Hokusai et les Trente-six vues du mont Fuji
Le succès fut tel que l’éditeur en demanda immédiatement dix de plus à l’artiste. La nouveauté de la série résidait non pas tant dans le choix du motif, symbole absolu du Japon, mais dans le fait de traiter le paysage comme un genre à part entière, dans la variété des points de vue et l’introduction de la perspective linéaire occidentale. Certaines estampes s’inscrivent dans la plus pure tradition japonaise, avec sa vision frontale du mont occupant le premier plan. D’autres au contraire adoptent un point de vue avant-gardiste, comme dans la célèbre Grande vague au large de Kanagawa, où le Fuji apparaît au loin, minuscule, prêt à être englouti par la vague gigantesque, au creux de laquelle s’aventure une frêle embarcation.
De la même façon, si le paysage est le motif exclusif de la série, il n’en est pas le thème principal : ce qui préoccupe ici Hokusai est plus le rapport de l’homme à la nature, tour à tour protectrice ou menaçante. Il y décrit avec une tendresse particulière et une grande originalité les gens du peuple, artisans ou paysans, aux prises avec une nature qui les dépasse ou saisis dans leurs occupations quotidiennes. Autre innovation qui fit aussi le succès des Trente-six vues, l’emploi du bleu de Prusse introduit au Japon en 1820. Ce pigment importé par les Néerlandais offrait non seulement une grande stabilité mais d’infinies possibilités de nuances.

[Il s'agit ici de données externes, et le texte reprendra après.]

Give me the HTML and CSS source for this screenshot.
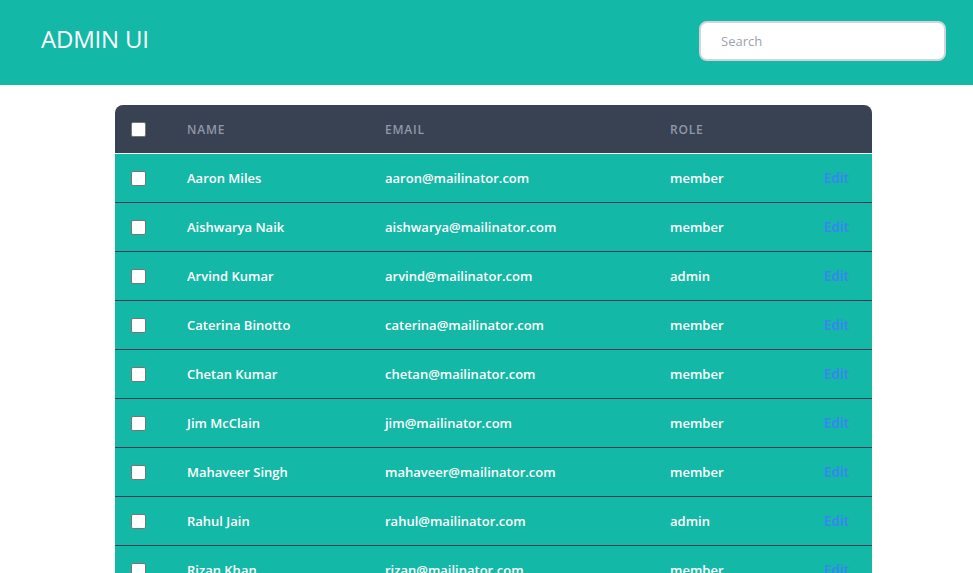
FILE: index.html
```html
<!DOCTYPE html>
<html lang="en">
<head>
<meta charset="utf-8">
<title>Admin UI</title>
<link rel="stylesheet" href="styles.css">
</head>
<body>
<header class="topbar">
  <h1 class="brand">ADMIN UI</h1>
  <input class="search" type="text" placeholder="Search">
</header>
<main class="content">
  <div class="table">
    <div class="row head">
      <div class="cell check"><span class="box"></span></div>
      <div class="cell">Name</div>
      <div class="cell">Email</div>
      <div class="cell">Role</div>
      <div class="cell"></div>
    </div>
    <div class="row"><div class="cell check"><span class="box"></span></div><div class="cell">Aaron Miles</div><div class="cell">aaron@mailinator.com</div><div class="cell">member</div><div class="cell edit">Edit</div></div>
    <div class="row"><div class="cell check"><span class="box"></span></div><div class="cell">Aishwarya Naik</div><div class="cell">aishwarya@mailinator.com</div><div class="cell">member</div><div class="cell edit">Edit</div></div>
    <div class="row"><div class="cell check"><span class="box"></span></div><div class="cell">Arvind Kumar</div><div class="cell">arvind@mailinator.com</div><div class="cell">admin</div><div class="cell edit">Edit</div></div>
    <div class="row"><div class="cell check"><span class="box"></span></div><div class="cell">Caterina Binotto</div><div class="cell">caterina@mailinator.com</div><div class="cell">member</div><div class="cell edit">Edit</div></div>
    <div class="row"><div class="cell check"><span class="box"></span></div><div class="cell">Chetan Kumar</div><div class="cell">chetan@mailinator.com</div><div class="cell">member</div><div class="cell edit">Edit</div></div>
    <div class="row"><div class="cell check"><span class="box"></span></div><div class="cell">Jim McClain</div><div class="cell">jim@mailinator.com</div><div class="cell">member</div><div class="cell edit">Edit</div></div>
    <div class="row"><div class="cell check"><span class="box"></span></div><div class="cell">Mahaveer Singh</div><div class="cell">mahaveer@mailinator.com</div><div class="cell">member</div><div class="cell edit">Edit</div></div>
    <div class="row"><div class="cell check"><span class="box"></span></div><div class="cell">Rahul Jain</div><div class="cell">rahul@mailinator.com</div><div class="cell">admin</div><div class="cell edit">Edit</div></div>
    <div class="row"><div class="cell check"><span class="box"></span></div><div class="cell">Rizan Khan</div><div class="cell">rizan@mailinator.com</div><div class="cell">member</div><div class="cell edit">Edit</div></div>
  </div>
</main>
</body>
</html>
```
FILE: styles.css
```css
* { box-sizing: border-box; }
html, body { margin: 0; padding: 0; background: #ffffff; }
body { font-family: "Open Sans", "Noto Sans", sans-serif; }

.topbar {
  height: 85px;
  background: #14b8a6;
  display: flex;
  align-items: center;
  justify-content: space-between;
  padding: 0 27px 0 41px;
}
.brand {
  margin: 0;
  font-size: 24px;
  font-weight: 400;
  color: #ffffff;
  letter-spacing: -0.2px;
  padding-bottom: 8px;
}
.search {
  width: 247px;
  height: 40px;
  border: 2px solid #d1d5db;
  border-radius: 8px;
  background: #ffffff;
  padding: 0 20px;
  font-family: inherit;
  font-size: 13px;
  color: #374151;
  outline: none;
  margin-bottom: 4px;
}
.search::placeholder { color: #9ca3af; }

.content {
  padding: 20px 0 0 115px;
}
.table {
  width: 757px;
  border-radius: 8px 8px 0 0;
  overflow: hidden;
}
.row {
  display: grid;
  grid-template-columns: 72px 198px 285px 154px 1fr;
  align-items: center;
  height: 49px;
  background: #14b8a6;
  border-bottom: 1px solid #363b52;
  color: #ffffff;
  font-size: 13px;
  font-weight: 600;
}
.row.head {
  background: #394253;
  border-bottom: 1px solid #f3f4f6;
  color: #8f98a8;
  font-size: 12px;
  text-transform: uppercase;
  letter-spacing: 0.8px;
}
.cell { white-space: nowrap; }
.check { padding-left: 16px; display: flex; align-items: center; }
.box {
  display: block;
  width: 15px;
  height: 15px;
  background: #ffffff;
  border: 1px solid #767676;
  border-radius: 2px;
}
.edit { color: #3b82f6; font-size: 13.5px; }
```
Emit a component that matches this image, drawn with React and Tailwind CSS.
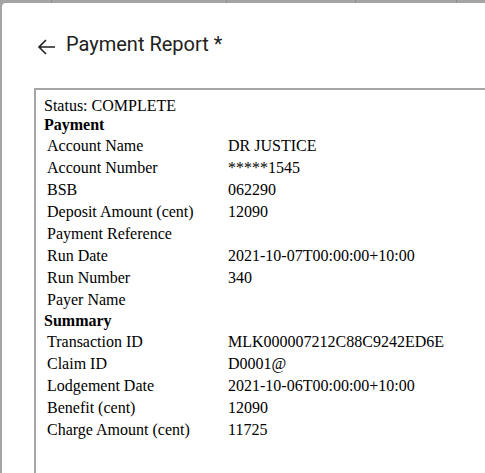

Fort de ce premier succès, Hokusai édita une nouvelle série : Cent vues du mont Fuji, publiées en trois volumes entre 1834 et 1840. La popularité de ces deux ensembles dépassa rapidement les frontières du Japon et exerça une influence considérable sur l’Europe, et plus particulièrement sur les peintres français comme Claude Monet ou Paul Gauguin.